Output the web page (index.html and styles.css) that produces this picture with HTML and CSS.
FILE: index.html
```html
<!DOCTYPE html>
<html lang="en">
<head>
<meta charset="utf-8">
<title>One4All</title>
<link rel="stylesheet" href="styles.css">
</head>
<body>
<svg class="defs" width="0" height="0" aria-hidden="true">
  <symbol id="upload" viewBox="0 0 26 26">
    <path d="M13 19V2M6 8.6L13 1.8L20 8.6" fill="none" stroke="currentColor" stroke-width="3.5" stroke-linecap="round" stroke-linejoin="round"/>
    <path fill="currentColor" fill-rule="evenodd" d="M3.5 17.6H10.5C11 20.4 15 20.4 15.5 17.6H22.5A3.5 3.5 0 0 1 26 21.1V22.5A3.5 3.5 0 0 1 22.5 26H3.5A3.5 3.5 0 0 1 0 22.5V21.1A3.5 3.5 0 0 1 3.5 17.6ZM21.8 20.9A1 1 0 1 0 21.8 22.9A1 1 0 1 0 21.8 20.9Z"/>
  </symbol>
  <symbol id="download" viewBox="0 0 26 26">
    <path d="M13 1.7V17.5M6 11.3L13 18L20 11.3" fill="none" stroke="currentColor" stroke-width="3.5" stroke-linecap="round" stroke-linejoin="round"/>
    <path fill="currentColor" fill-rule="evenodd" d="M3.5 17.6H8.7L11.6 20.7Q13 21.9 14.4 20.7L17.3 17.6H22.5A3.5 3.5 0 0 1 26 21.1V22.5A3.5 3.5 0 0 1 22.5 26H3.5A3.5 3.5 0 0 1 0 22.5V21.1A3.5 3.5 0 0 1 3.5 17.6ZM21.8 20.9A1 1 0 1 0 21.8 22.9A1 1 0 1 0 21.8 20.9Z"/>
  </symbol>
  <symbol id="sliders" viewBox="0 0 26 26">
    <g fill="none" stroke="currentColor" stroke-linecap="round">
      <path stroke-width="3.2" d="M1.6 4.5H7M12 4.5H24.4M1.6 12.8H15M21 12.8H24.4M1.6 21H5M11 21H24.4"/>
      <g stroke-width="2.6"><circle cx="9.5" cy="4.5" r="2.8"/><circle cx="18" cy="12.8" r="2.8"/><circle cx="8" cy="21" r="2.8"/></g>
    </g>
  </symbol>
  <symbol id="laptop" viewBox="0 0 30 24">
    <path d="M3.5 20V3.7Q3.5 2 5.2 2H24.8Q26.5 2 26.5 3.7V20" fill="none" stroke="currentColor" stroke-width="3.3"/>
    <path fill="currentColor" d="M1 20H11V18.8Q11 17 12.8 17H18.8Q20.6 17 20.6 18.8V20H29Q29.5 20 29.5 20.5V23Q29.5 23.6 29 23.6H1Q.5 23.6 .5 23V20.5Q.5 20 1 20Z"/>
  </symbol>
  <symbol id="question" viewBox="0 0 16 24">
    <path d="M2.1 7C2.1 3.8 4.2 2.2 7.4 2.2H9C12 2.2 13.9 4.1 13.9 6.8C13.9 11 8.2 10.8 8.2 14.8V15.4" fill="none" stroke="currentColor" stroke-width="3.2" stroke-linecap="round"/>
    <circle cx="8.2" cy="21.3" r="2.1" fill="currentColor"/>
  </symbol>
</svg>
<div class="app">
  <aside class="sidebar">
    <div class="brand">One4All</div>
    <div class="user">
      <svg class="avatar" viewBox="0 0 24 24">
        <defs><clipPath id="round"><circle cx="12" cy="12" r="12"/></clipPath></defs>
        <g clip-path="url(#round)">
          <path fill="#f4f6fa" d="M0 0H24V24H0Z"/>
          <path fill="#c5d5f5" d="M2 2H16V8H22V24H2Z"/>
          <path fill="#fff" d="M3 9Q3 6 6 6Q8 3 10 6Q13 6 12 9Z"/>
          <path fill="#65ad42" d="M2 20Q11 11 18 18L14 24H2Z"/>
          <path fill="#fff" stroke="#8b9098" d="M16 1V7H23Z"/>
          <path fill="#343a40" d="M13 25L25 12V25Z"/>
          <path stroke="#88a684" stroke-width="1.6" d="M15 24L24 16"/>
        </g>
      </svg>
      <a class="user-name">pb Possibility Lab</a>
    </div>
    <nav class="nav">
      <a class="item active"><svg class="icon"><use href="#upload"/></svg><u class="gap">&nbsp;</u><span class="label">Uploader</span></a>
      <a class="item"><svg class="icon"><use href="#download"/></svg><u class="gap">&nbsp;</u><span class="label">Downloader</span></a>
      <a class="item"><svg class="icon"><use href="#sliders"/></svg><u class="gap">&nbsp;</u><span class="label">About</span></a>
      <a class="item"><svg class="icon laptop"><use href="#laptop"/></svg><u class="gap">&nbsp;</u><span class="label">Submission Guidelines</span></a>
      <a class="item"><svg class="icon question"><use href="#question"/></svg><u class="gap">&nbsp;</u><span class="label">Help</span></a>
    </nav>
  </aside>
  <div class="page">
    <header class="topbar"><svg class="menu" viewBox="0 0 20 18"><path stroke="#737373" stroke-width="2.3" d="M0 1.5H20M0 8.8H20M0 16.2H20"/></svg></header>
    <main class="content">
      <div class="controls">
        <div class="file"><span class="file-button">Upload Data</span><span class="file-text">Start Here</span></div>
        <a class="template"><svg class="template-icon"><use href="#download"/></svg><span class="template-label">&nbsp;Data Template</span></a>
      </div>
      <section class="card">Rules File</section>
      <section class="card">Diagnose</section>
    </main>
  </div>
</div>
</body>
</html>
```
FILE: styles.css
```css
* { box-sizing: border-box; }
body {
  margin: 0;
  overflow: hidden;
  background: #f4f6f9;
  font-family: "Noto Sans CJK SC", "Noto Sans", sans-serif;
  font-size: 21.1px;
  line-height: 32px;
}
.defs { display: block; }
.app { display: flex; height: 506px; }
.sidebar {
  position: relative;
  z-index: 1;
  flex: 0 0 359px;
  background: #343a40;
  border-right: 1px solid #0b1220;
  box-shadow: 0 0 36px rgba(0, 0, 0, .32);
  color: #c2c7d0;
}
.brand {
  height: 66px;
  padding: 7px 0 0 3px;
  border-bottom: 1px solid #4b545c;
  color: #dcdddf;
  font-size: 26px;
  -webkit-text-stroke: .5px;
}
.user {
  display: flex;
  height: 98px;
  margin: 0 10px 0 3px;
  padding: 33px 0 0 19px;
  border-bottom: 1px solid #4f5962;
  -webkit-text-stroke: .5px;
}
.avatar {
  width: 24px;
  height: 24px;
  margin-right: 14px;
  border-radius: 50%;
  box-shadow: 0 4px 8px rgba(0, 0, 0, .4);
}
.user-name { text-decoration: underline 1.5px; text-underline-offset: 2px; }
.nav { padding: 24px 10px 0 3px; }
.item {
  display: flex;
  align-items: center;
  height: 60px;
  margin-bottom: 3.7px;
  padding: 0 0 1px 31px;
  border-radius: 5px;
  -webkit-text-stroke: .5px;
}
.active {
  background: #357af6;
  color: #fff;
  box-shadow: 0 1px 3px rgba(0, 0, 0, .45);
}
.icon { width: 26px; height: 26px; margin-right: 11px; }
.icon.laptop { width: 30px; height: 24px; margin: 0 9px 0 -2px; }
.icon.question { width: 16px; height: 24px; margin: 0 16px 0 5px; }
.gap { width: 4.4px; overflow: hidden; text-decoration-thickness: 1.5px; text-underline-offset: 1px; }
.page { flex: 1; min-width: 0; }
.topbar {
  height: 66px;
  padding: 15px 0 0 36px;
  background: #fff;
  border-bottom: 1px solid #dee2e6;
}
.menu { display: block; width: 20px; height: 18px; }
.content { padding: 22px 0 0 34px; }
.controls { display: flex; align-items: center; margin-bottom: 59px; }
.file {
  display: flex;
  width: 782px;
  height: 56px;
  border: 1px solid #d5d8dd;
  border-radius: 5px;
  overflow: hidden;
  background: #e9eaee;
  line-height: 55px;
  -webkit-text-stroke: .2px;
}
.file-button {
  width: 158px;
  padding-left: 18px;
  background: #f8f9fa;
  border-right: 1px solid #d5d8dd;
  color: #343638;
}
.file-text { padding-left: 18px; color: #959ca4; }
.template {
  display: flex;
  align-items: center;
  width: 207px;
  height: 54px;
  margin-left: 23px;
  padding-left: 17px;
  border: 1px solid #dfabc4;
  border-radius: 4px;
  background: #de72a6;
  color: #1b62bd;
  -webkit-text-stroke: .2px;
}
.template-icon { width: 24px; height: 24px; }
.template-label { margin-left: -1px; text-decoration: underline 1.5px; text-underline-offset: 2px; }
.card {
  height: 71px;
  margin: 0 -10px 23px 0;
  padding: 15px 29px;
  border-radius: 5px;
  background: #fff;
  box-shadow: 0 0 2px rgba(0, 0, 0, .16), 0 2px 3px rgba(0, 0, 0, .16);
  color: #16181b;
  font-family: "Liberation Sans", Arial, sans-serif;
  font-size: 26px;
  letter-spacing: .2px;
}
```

==

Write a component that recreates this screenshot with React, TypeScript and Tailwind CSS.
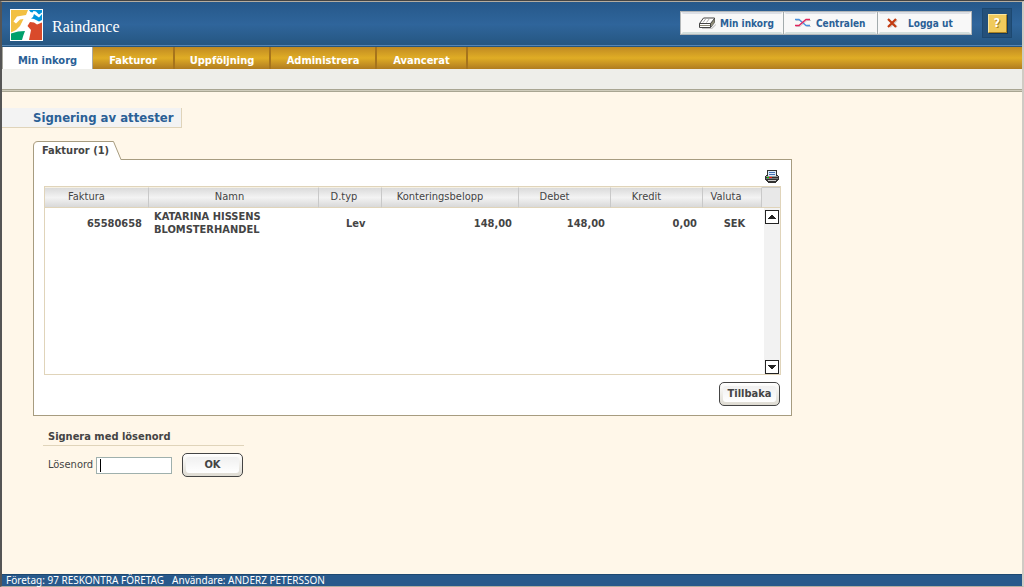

Task directions: Write down every line of the data above that includes the string "index".

Answer to the problem:
Output the web page (index.html and styles.css) that produces this picture with HTML and CSS.
FILE: index.html
  z-index: 1;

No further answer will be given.